Khan Corporation has $20,000,000 of 10.5 percent, 20 year bonds dated June 1, with interest payment dates of May 31 and November 30. The company’s fiscal year ends December 31. It uses the effective interest method to amortize bond premiums or discounts (Round amounts to the nearest dollars).
1. Assume the bonds are issued at 103 on June 1 to yield an effective interest rate of 10.1 percent. Prepare journal entries for June 1, November 30, and December 31.
2. Assume the bonds are issued at 97 on June 1 to yield an effective interest rate of 10.9 percent. Prepare journal entries for June 1 and November 30 and December 31.

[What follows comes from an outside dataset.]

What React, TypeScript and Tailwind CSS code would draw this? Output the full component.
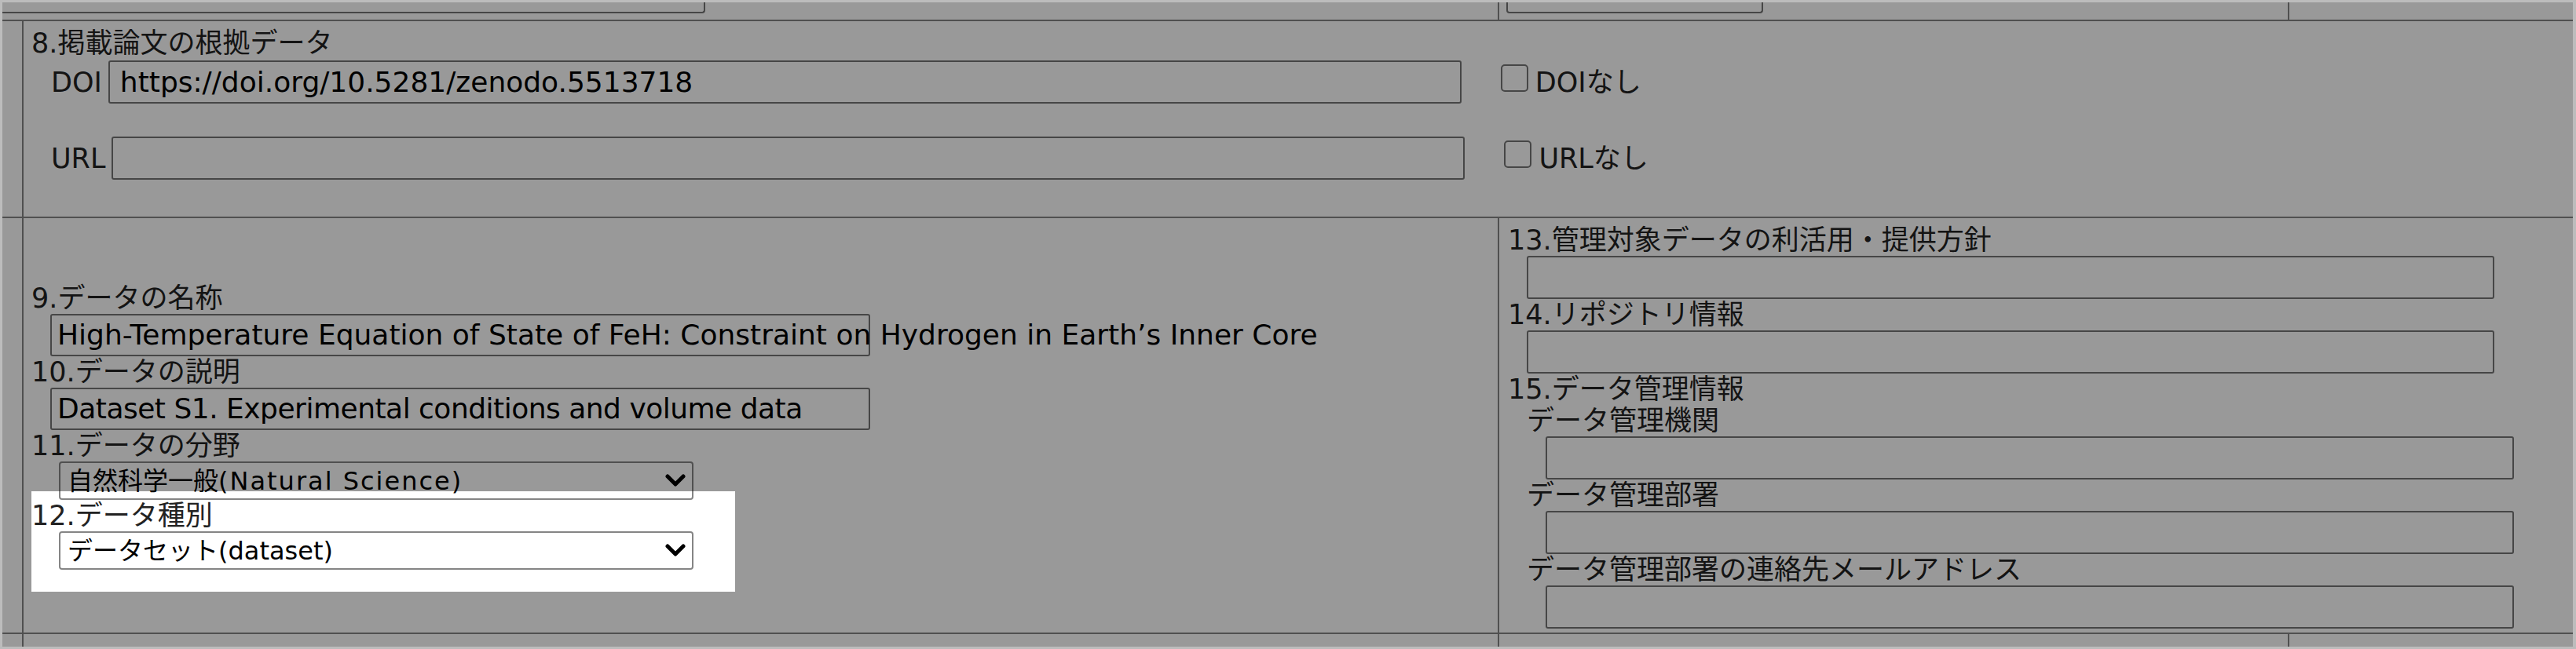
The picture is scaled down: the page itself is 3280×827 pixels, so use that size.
import React from 'react';

// Dataset metadata form: table rows 8–15, dimmed except the "12.データ種別" field.

function Chevron() {
  return (
    <svg width="26" height="17" viewBox="0 0 26 17" className="shrink-0">
      <polyline points="3,3 13,13 23,3" fill="none" stroke="#000" strokeWidth="5" strokeLinecap="round" strokeLinejoin="round" />
    </svg>
  );
}

function Label({ children, className = '' }: { children: React.ReactNode; className?: string }) {
  return <div className={`whitespace-nowrap text-[35px] leading-[40px] text-[#222] ${className}`}>{children}</div>;
}

function Box({ value, className = '' }: { value?: string; className?: string }) {
  return (
    <div className={`flex shrink-0 items-center whitespace-nowrap rounded-[3px] border-2 border-[#767676] bg-white text-[36px] text-black ${className}`}>
      {value}
    </div>
  );
}

function Select({ children }: { children: React.ReactNode }) {
  return (
    <div className="ml-[45px] flex h-[49px] w-[808px] items-center justify-between rounded-[4px] border-2 border-[#858585] bg-white pl-[9px] pr-[8px] text-[32px] text-black">
      <span className="whitespace-nowrap">{children}</span>
      <Chevron />
    </div>
  );
}

function Check({ label }: { label: string }) {
  return (
    <div className="ml-[50px] flex items-center">
      <span className="mb-[10px] h-[35px] w-[35px] rounded-[5px] border-2 border-[#767676] bg-white" />
      <span className="ml-[9px] text-[35px] leading-[40px] text-[#222]">{label}</span>
    </div>
  );
}

export default function App() {
  return (
    <div className="flex h-[827px] w-[3280px] border-[3px] border-r-[4px] border-[#bcbcbc] font-['DejaVu_Sans','Noto_Sans_CJK_JP',sans-serif]">
      <div className="relative h-[821px] flex-1 overflow-hidden">
        <div className="grid h-full grid-cols-[25px_1877px_1004px_1fr] grid-rows-[22px_249px_528px_16px] gap-[2px] bg-[#858585]">
          {/* previous row (cut off) */}
          <div className="col-span-2 bg-white">
            <div className="h-[14px] w-[895px] rounded-br-[4px] border-b-2 border-r-2 border-[#767676]" />
          </div>
          <div className="bg-white">
            <div className="ml-[9px] h-[14px] w-[327px] rounded-b-[4px] border-x-2 border-b-2 border-[#767676]" />
          </div>
          <div className="bg-white" />

          {/* 8 */}
          <div className="bg-white" />
          <div className="col-span-3 bg-white pt-[8px]">
            <Label className="pl-[10px]">8.掲載論文の根拠データ</Label>
            <div className="mt-[2px] flex items-center pl-[35px]">
              <span className="text-[35px] leading-[40px] text-[#222]">DOI</span>
              <Box className="ml-2 h-[55px] w-[1723px] pl-[13px]" value="https://doi.org/10.5281/zenodo.5513718" />
              <Check label="DOIなし" />
            </div>
            <div className="mt-[42px] flex items-center pl-[35px]">
              <span className="text-[35px] leading-[40px] text-[#222]">URL</span>
              <Box className="ml-2 h-[55px] w-[1723px]" />
              <Check label="URLなし" />
            </div>
          </div>

          {/* 9 - 15 */}
          <div className="bg-white" />
          <div className="bg-white pt-[82px]">
            <Label className="pl-[10px]">9.データの名称</Label>
            <Box
              className="ml-[34px] h-[54px] w-[1044px] pl-[7px]"
              value="High-Temperature Equation of State of FeH: Constraint on Hydrogen in Earth’s Inner Core"
            />
            <Label className="pl-[10px]">10.データの説明</Label>
            <Box
              className="ml-[34px] h-[54px] w-[1044px] pl-[7px] tracking-[-0.5px]"
              value="Dataset S1. Experimental conditions and volume data"
            />
            <Label className="pl-[10px]">11.データの分野</Label>
            <Select>
              自然科学一般<span className="tracking-[2px]">(Natural Science)</span>
            </Select>
            <Label className="pl-[10px]">12.データ種別</Label>
            <Select>データセット(dataset)</Select>
          </div>
          <div className="col-span-2 bg-white pt-[8px]">
            <Label className="pl-[11px] leading-[39px]">13.管理対象データの利活用・提供方針</Label>
            <Box className="ml-[35px] h-[55px] w-[1232px]" />
            <Label className="pl-[11px] leading-[39px]">14.リポジトリ情報</Label>
            <Box className="ml-[35px] h-[55px] w-[1232px]" />
            <Label className="pl-[11px] leading-[39px]">15.データ管理情報</Label>
            <Label className="pl-[35px] leading-[39px]">データ管理機関</Label>
            <Box className="ml-[59px] h-[55px] w-[1233px]" />
            <Label className="pl-[35px] leading-[39px]">データ管理部署</Label>
            <Box className="ml-[59px] h-[55px] w-[1233px]" />
            <Label className="pl-[35px] leading-[39px]">データ管理部署の連絡先メールアドレス</Label>
            <Box className="ml-[59px] h-[55px] w-[1233px]" />
          </div>

          {/* next row (cut off) */}
          <div className="bg-white" />
          <div className="bg-white" />
          <div className="bg-white" />
          <div className="bg-white" />
        </div>

        {/* dimming overlay with a cut-out around field 12 */}
        <div className="pointer-events-none absolute left-[37px] top-[623px] h-[128px] w-[896px] shadow-[0_0_0_4000px_rgba(0,0,0,0.4)]" />
      </div>
    </div>
  );
}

3. Assume the bonds are issued at face value plus accrued interest on August 1. Prepare journal entries for August 1, November 30 and December 31.
P3
Waxman Corporation issued bonds twice during 20x2. A summary of the transactions involving the bonds follows.
2002
Jan 1 Issued $6,000,000 of 9.9 percent ten-year bonds dated January 1, 20x2, with interest payable on June 30 and December 31. The bonds were sold at 102.6, resulting in an effective interest rate of 9.4 percent.
Mar 1 Issued $4,000,000 of 9.2 percent, ten-year bonds dated March 1, 2002, with interest payable March 1 and September 1. The bonds were sold at 98.2, resulting in an effective interest rate of 9.5 percent.
June 30 Paid semiannual interest on January 1 issue and amortized the premium, using the effective interest method.
Sept 1 Paid semiannual interest on the March 1 issue and amortized the premium, using the effective interest method.
Dec 31 Paid semiannual interest on the January 1 issue and amortized the premium, using the effective interest method.
31 Made an end-of-year adjusting entry to accrue interest on the March 1 issue and to amortize two-thirds of the discount to the second interest period.